Note: The cached_predictions folder allows OPTICS to skip re-running heavy alignment/prediction steps for sequences it has seen before. You can clear this folder to force a fresh run.

Usage

MAKE SURE YOU HAVE ALL DEPENDENCIES DOWNLOADED AND THAT YOU ARE IN THE FOLDER DIRECTORY FOR OPTICS (or have loaded it as a module) BEFORE RUNNING ANY SCRIPTS!

1. λmax Prediction (optics_predictions.py)

The main script for generating λmax predictions.

Required Args:

  -i, --input: Either a single sequence or a path to a FASTA file.

General Optional Args:

  -o, --output_dir: Desired directory to save output folder/files (optional). Default: './prediction_outputs'

  -p, --prediction_prefix: Base filename for prediction outputs. Default: 'unnamed'

  -v, --model_version: Version of models to use (optional). Based on the version of VPOD used to train models. Options/Default: vpod_1.3 (More version coming later)

  -m, --model: Prediction model to use. Options: whole-dataset, wildtype, vertebrate, invertebrate, wildtype-vert, type-one, whole-dataset-mnm, wildtype-mnm, vertebrate-mnm, invertebrate-mnm, wildtype-vert-mnm. **Default: whole-dataset** 

  -e, --encoding: Encoding method to use (optional). Options: one_hot, aa_prop. Default: aa_prop

  --tolerate_non_standard_aa: Allows OPTICS to run predictions on sequences with 'non-standard' amino-acids (e.g. - 'X','O','B', etc...)(optional). Default: True

  --tolerate_incomplete_seqs: Allows OPTICS to run predictions on sequences outside the predefined limits of 250-650 amino-acids. (optional) Default: False 
                              NOTE - if you enable this option, then you may have predictions on incomplete sequences, which should be treated as less accurate.

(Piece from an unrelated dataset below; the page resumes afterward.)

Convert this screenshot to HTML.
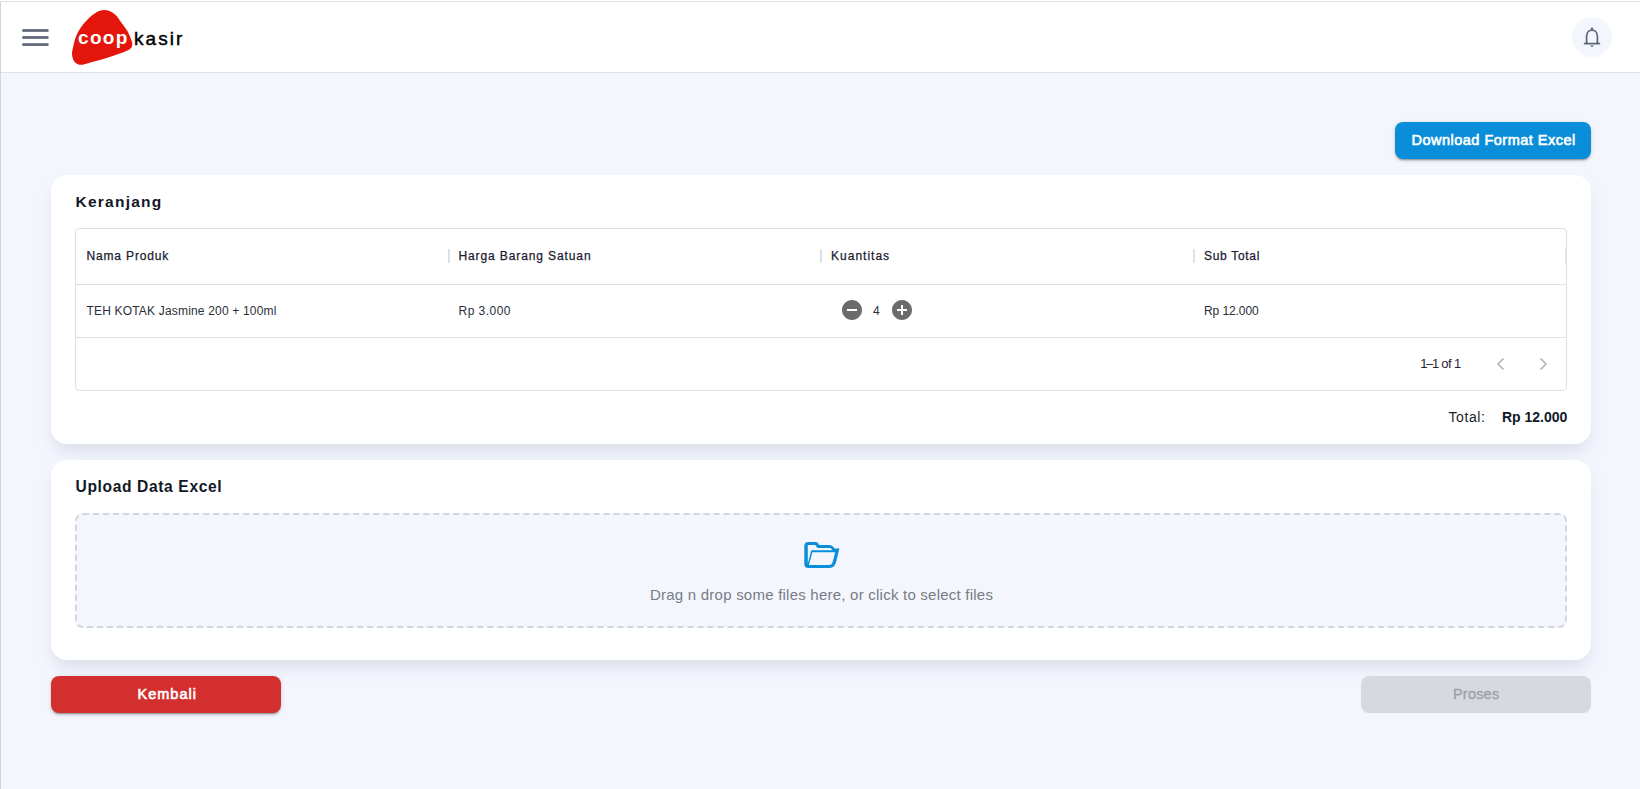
<!DOCTYPE html>
<html><head><meta charset="utf-8">
<style>
*{box-sizing:border-box;margin:0;padding:0}
html,body{width:1640px;height:789px;overflow:hidden}
body{background:#f3f6fd;font-family:"Liberation Sans",sans-serif;position:relative;color:#111827}
.a{position:absolute;white-space:nowrap;line-height:1}
#topline{position:absolute;left:0;top:1px;width:1640px;height:1px;background:#e1e3e1}
#leftline{position:absolute;left:0;top:2px;width:1px;height:787px;background:#d1d5de;z-index:5}
#header{position:absolute;left:0;top:0;width:1640px;height:73px;background:#fff;border-bottom:1px solid #dfe0e2}
.card{position:absolute;background:#fff;border-radius:16px;box-shadow:0 10px 16px -3px rgba(150,156,176,.26)}
.btn{position:absolute;border-radius:8px}
.tbl{position:absolute;border:1px solid #e0e0e0;border-radius:4px}
.hl{position:absolute;height:1px;background:#e0e0e0}
.sep{position:absolute;width:2px;height:14px;background:#e0e0e0}
</style></head>
<body>
<div id="header"></div>
<div id="topline"></div>
<div id="leftline"></div>

<!-- hamburger -->
<svg class="a" style="left:0;top:0" width="60" height="72" viewBox="0 0 60 72">
  <rect x="22.3" y="29.1" width="26.2" height="2.75" fill="#626979"/>
  <rect x="22.3" y="36.1" width="26.2" height="2.75" fill="#626979"/>
  <rect x="22.3" y="43.2" width="26.2" height="2.75" fill="#626979"/>
</svg>

<!-- logo -->
<svg class="a" style="left:60px;top:0" width="140" height="72" viewBox="60 0 140 72">
  <path d="M104.2 10.1 C107.6 10.1 111.5 11.8 114.4 13.9 C117.3 16.0 119.3 19.8 121.5 22.7 C123.7 25.6 126.1 28.8 127.7 31.6 C129.3 34.4 130.3 37.5 131.1 39.6 C131.9 41.8 132.6 42.9 132.3 44.5 C132.0 46.1 132.1 47.8 129.4 49.5 C126.7 51.2 120.8 53.1 116.2 54.8 C111.6 56.5 106.5 58.2 101.7 59.6 C96.9 61.0 90.9 62.5 87.3 63.4 C83.7 64.3 82.2 65.1 80.0 64.8 C77.8 64.5 75.6 63.3 74.3 61.5 C73.0 59.7 72.1 56.9 72.0 54.1 C71.9 51.3 73.2 46.9 73.7 44.5 C74.2 42.1 74.2 41.8 75.0 39.6 C75.8 37.5 76.7 34.4 78.3 31.6 C79.9 28.8 81.9 25.6 84.5 22.7 C87.1 19.8 90.7 16.0 94.0 13.9 C97.3 11.8 100.8 10.1 104.2 10.1Z" fill="#e4160c"/>
</svg>
<div class="a" id="coop" style="letter-spacing:1.33px;left:78px;top:27.7px;font-size:19px;font-weight:bold;color:#fff">coop</div>
<div class="a" id="kasir" style="letter-spacing:2.05px;left:134px;top:28.5px;font-size:19px;color:#000;-webkit-text-stroke:0.45px #000">kasir</div>

<!-- bell -->
<div class="a" style="left:1572px;top:17px;width:40px;height:40px;border-radius:50%;background:#f3f6fd"></div>
<svg class="a" style="left:1580px;top:25px" width="24" height="24" viewBox="0 0 24 24">
  <path d="M6.6 18 V11.2 C6.6 7.6 8.9 5.1 12 5.1 C15.1 5.1 17.4 7.6 17.4 11.2 V18" fill="none" stroke="#5f6676" stroke-width="1.75"/>
  <path d="M4.6 18.6 H19.4" stroke="#5f6676" stroke-width="1.75" stroke-linecap="round"/>
  <path d="M5.8 18.6 L7.2 17.2 M18.2 18.6 L16.8 17.2" stroke="#5f6676" stroke-width="1.4"/>
  <circle cx="12" cy="3.8" r="1.25" fill="#5f6676"/>
  <path d="M10.1 20.4 H13.9 C13.7 21.3 12.9 21.8 12 21.8 C11.1 21.8 10.3 21.3 10.1 20.4Z" fill="#5f6676"/>
</svg>

<!-- download button -->
<div class="btn" style="left:1395px;top:122px;width:196px;height:36.5px;background:#0b8ed9;box-shadow:0 3px 1px -2px rgba(0,0,0,.2),0 2px 2px 0 rgba(0,0,0,.14),0 1px 5px 0 rgba(0,0,0,.12)"></div>
<div class="a" id="dl" style="letter-spacing:0.49px;left:1411.5px;top:132.5px;font-size:14.5px;color:#fff;-webkit-text-stroke:0.6px #fff">Download Format Excel</div>

<!-- card 1 -->
<div class="card" style="left:51px;top:175px;width:1540px;height:269px"></div>
<div class="a" id="t1" style="letter-spacing:1.24px;left:75.5px;top:194.2px;font-size:15.5px;font-weight:bold;color:#111827">Keranjang</div>

<div class="tbl" style="left:75px;top:228px;width:1492px;height:163px"></div>
<div class="hl" style="left:76px;top:284px;width:1490px"></div>
<div class="hl" style="left:76px;top:337px;width:1490px"></div>
<div class="sep" style="left:448px;top:249px"></div>
<div class="sep" style="left:820px;top:249px"></div>
<div class="sep" style="left:1193px;top:249px"></div>
<div class="sep" style="left:1565px;top:249px;width:1px"></div>

<div class="a" id="h1" style="letter-spacing:0.84px;left:86.5px;top:250.3px;font-size:12px;color:#1a2030;-webkit-text-stroke:0.25px #1a2030">Nama Produk</div>
<div class="a" id="h2" style="letter-spacing:0.89px;left:458.5px;top:250.3px;font-size:12px;color:#1a2030;-webkit-text-stroke:0.25px #1a2030">Harga Barang Satuan</div>
<div class="a" id="h3" style="letter-spacing:1.01px;left:831px;top:250.3px;font-size:12px;color:#1a2030;-webkit-text-stroke:0.25px #1a2030">Kuantitas</div>
<div class="a" id="h4" style="letter-spacing:0.69px;left:1204px;top:250.3px;font-size:12px;color:#1a2030;-webkit-text-stroke:0.25px #1a2030">Sub Total</div>

<div class="a" id="r1" style="letter-spacing:0.18px;left:86.5px;top:304.8px;font-size:12px;color:#2a2e38">TEH KOTAK Jasmine 200 + 100ml</div>
<div class="a" id="r2" style="letter-spacing:0.47px;left:458.5px;top:304.8px;font-size:12px;color:#2a2e38">Rp 3.000</div>
<div class="a" id="r3" style="left:873px;top:304.8px;font-size:12px;color:#2a2e38">4</div>
<div class="a" id="r4" style="letter-spacing:-0.09px;left:1204px;top:304.8px;font-size:12px;color:#2a2e38">Rp 12.000</div>

<svg class="a" style="left:840px;top:298px" width="24" height="24" viewBox="0 0 24 24"><path fill="#6b6b6b" d="M12 2C6.48 2 2 6.48 2 12s4.48 10 10 10 10-4.48 10-10S17.52 2 12 2zm5 11H7v-2h10v2z"/></svg>
<svg class="a" style="left:890px;top:298px" width="24" height="24" viewBox="0 0 24 24"><path fill="#6b6b6b" d="M12 2C6.48 2 2 6.48 2 12s4.48 10 10 10 10-4.48 10-10S17.52 2 12 2zm5 11h-4v4h-2v-4H7v-2h4V7h2v4h4v2z"/></svg>

<div class="a" id="pg1" style="left:1420.2px;top:357.2px;font-size:13px;color:#2a2233">1</div>
<div class="a" id="pg2" style="left:1426px;top:357.2px;font-size:13px;color:#2a2233;transform:scaleX(0.95)">–</div>
<div class="a" id="pg3" style="left:1431.9px;top:357.2px;font-size:13px;color:#2a2233">1</div>
<div class="a" id="pg4" style="left:1441.2px;top:357.2px;font-size:13px;color:#2a2233;letter-spacing:-0.3px">of</div>
<div class="a" id="pg5" style="left:1454.1px;top:357.2px;font-size:13px;color:#2a2233">1</div>
<svg class="a" style="left:1488px;top:352px" width="24" height="24" viewBox="0 0 24 24"><path fill="none" stroke="#b4b4b4" stroke-width="1.6" d="M15.5 6.5 L10 12 L15.5 17.5"/></svg>
<svg class="a" style="left:1532px;top:352px" width="24" height="24" viewBox="0 0 24 24"><path fill="none" stroke="#b4b4b4" stroke-width="1.6" d="M8.5 6.5 L14 12 L8.5 17.5"/></svg>

<div class="a" id="tot" style="letter-spacing:0.58px;left:1448.5px;top:410px;font-size:14px;color:#1a1e28">Total:</div>
<div class="a" id="totv" style="left:1502px;top:410px;font-size:14px;font-weight:bold;color:#111827">Rp 12.000</div>

<!-- card 2 -->
<div class="card" style="left:51px;top:460px;width:1540px;height:200px"></div>
<div class="a" id="t2" style="letter-spacing:0.63px;left:75.5px;top:479.3px;font-size:15.6px;font-weight:bold;color:#111827">Upload Data Excel</div>
<div class="a" style="left:75px;top:513px;width:1492px;height:115px;border:2px dashed #d2d5dc;border-radius:8px;background:#f3f6fd"></div>
<svg class="a" style="left:798px;top:535px" width="48" height="40" viewBox="798 535 48 40"><path fill-rule="evenodd" fill="#0b8ed9" d="M808.6 541.9 H815.3 Q817.6 541.9 818.4 543.6 L819.2 544.9 H829.2 Q832.6 544.9 834.6 548.4 H839.4 L836.2 561.8 Q834.8 568 829.6 568 H808.6 Q804.3 568 804.3 563.7 V546.2 Q804.3 541.9 808.6 541.9 Z M807.8 544.9 H815.4 L816.6 547.1 Q817.2 548.1 818.6 548.1 H830.6 L832.4 550.3 H811.3 L807.8 563.6 Z M812.4 552.2 H835.2 L832.6 562 Q832 564.9 829.2 564.9 H808.9 Z"/></svg>
<div class="a" id="drop" style="letter-spacing:0.23px;left:650px;top:586.6px;font-size:15px;color:#787c84">Drag n drop some files here, or click to select files</div>

<!-- buttons -->
<div class="btn" style="left:51px;top:676px;width:230px;height:36.6px;background:#d32f2f;box-shadow:0 3px 1px -2px rgba(0,0,0,.2),0 2px 2px 0 rgba(0,0,0,.14),0 1px 5px 0 rgba(0,0,0,.12)"></div>
<div class="a" id="kb" style="letter-spacing:1.0px;left:137.5px;top:686.5px;font-size:14.5px;color:#fff;-webkit-text-stroke:0.6px #fff">Kembali</div>
<div class="btn" style="left:1361px;top:676px;width:230px;height:36.6px;background:#d6d9df"></div>
<div class="a" id="pr" style="letter-spacing:0.2px;left:1453px;top:686.5px;font-size:14.5px;color:#9ea2a9;-webkit-text-stroke:0.35px #9ea2a9">Proses</div>
</body></html>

  --n_jobs: Number of parallel processes to run (optional). -1 is the default, utilizing all avaiable processors.


BLASTp Analysis Args (optional):

  --blastp: Enable BLASTp analysis.

  --blastp_report: Filename for BLASTp report. Default: blastp_report.txt

  --refseq: Reference sequence used for blastp analysis. Options: bovine, squid, microbe, custom. Default: bovine

  --custom_ref_file: Path to a custom reference sequence file for BLASTp.  Required if --refseq custom is selected.

Bootstrap Analysis Args (optional):

  --bootstrap: Enable bootstrap predictions.

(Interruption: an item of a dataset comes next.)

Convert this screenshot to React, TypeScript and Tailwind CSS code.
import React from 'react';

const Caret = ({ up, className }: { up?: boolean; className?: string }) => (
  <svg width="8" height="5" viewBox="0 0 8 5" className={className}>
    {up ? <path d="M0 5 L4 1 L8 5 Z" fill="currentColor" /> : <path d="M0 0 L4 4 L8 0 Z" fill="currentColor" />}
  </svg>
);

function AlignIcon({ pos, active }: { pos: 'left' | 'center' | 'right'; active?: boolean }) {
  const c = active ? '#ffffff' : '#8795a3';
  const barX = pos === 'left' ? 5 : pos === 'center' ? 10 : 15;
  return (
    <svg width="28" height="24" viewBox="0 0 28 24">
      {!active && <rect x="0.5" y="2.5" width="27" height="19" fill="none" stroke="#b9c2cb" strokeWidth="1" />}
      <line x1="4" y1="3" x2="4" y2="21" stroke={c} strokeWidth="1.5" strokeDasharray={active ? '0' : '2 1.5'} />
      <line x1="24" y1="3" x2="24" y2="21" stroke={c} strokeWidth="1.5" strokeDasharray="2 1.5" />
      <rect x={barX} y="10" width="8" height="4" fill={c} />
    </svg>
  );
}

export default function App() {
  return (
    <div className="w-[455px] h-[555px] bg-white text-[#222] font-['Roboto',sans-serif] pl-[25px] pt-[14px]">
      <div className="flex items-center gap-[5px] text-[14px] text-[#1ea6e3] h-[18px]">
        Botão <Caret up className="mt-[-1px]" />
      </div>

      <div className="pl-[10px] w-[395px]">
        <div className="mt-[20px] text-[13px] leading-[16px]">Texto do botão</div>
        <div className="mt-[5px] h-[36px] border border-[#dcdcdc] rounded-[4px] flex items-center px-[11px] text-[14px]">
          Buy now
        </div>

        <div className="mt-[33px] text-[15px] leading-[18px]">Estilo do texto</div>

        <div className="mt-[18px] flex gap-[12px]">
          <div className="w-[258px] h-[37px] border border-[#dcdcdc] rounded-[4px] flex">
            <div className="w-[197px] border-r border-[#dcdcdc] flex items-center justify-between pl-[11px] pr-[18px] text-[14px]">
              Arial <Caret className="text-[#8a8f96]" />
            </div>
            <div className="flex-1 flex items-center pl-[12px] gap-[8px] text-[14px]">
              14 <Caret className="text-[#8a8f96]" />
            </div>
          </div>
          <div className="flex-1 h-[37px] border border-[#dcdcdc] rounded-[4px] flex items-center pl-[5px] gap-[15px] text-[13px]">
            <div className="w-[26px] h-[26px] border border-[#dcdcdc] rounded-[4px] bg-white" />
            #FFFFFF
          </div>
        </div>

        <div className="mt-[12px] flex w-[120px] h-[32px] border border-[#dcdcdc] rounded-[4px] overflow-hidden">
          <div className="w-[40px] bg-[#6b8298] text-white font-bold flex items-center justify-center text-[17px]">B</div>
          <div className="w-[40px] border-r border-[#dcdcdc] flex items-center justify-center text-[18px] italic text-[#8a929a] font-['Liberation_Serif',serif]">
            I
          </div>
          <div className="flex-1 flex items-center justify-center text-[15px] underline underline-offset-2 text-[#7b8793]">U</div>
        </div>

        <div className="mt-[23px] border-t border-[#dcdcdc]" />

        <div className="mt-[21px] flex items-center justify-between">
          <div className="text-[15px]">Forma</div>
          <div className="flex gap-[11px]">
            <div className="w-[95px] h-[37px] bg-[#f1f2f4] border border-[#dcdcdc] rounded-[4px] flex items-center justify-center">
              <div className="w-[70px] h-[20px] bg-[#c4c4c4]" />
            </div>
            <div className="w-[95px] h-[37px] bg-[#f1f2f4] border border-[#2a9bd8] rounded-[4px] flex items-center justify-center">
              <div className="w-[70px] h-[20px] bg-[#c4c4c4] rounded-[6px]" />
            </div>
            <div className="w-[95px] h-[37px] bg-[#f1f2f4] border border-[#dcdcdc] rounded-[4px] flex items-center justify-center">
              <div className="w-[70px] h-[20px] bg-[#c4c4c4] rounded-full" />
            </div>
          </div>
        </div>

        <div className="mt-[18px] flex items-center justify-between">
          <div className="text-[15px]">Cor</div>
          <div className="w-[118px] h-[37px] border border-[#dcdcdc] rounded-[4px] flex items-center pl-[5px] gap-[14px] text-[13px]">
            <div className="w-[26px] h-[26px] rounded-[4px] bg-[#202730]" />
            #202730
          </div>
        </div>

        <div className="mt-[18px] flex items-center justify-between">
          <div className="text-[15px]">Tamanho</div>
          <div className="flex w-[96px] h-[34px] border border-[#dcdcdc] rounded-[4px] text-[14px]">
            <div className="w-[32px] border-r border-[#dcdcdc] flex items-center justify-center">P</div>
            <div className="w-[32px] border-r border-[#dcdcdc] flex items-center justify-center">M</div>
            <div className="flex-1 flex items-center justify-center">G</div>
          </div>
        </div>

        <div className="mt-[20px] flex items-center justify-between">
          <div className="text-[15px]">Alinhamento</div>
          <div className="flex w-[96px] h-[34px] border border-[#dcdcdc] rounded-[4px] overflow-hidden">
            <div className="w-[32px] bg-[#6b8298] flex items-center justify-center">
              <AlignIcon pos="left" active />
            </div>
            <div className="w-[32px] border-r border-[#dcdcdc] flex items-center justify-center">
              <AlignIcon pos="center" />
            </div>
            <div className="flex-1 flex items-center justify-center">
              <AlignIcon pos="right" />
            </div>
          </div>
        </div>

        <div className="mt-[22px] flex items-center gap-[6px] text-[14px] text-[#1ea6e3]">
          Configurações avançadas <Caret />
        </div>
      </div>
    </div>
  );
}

  --visualize_bootstrap: Enable visualization of bootstrap predictions.

  --bootstrap_num: Number of bootstrap models to load for prediction replicates. Default // Maximum: 100

  --bootstrap_viz_file: Filename prefix for bootstrap visualization. Default: bootstrap_viz

  --save_viz_as: File type for bootstrap visualizations. Options: svg, png, or pdf Default: svg
  
  --full_spectrum_xaxis: Enables visualization of predictions on a full spectrum x-axis (300-650nm). Otherwise, x-axis is scaled with predictions.

Example Command:

  python optics_predictions.py -i ./examples/optics_ex_short.txt -o ./examples -p ex_predictions -m whole-dataset -e aa_prop --blastp --blastp_report blastp_report_ex --refseq squid --bootstrap --visualize_bootstrap --bootstrap_viz_file bootstrap_viz --save_viz_as svg

Input

  • Unaligned FASTA file containing opsin amino-acid sequences.
  • Example FASTA Entry:
      >NP_001014890.1_rhodopsin_Bos_taurus
      MNGTEGPNFYVPFSNKTGVVRSPFEAPQYYLAEPWQFSMLAAYMFLLIMLGFPINFLTLYVTVQHKKLRT 
      PLNYILLNLAVADLFMVFGGFTTTLYTSLHGYFVFGPTGCNLEGFFATLGGEIALWSLVVLAIERYVVVC 
      KPMSNFRFGENHAIMGVAFTWVMALACAAPPLVGWSRYIPEGMQCSCGIDYYTPHEETNNESFVIYMFVV 
      HFIIPLIVIFFCYGQLVFTVKEAAAQQQESATTQKAEKEVTRMVIIMVIAFLICWLPYAGVAFYIFTHQG 
      SDFGPIFMTIPAFFAKTSAVYNPVIYIMMNKQFRNCMVTTLCCGKNPLGDDEASTTVSKTETSQVAPA   
    

Output

  • Predictions (TSV, Excel): λmax values, BLASTp information, hex-codes (colors) corresponding to predicted λmax.

  • BLAST Results (TXT, optional): Comparison of query sequences to reference datasets.

  • Bootstrap Graphs (PDF, optional): Visualization of bootstrap prediction results.

  • Job Log (TXT): Log file containing input command to OPTICS, including encoding method and model used.

  • iTol & FigTree Annotation Files (TXT): Annotations for visualizing the λmax of opsins, with the hex-codes (colors) corresponding to predicted λmax.

    Note - All outputs are written into subfolders generated based on your 'prediction-prefix' under your specified output directory, and are marked by time and date.

2. Explaining Model Predictions with SHAP (optics_shap.py)

For users interested in the "nitty-gritty" of why sequences have different predicted λmax values, we provide a specialized script that uses SHAP (SHapley Additive exPlanations).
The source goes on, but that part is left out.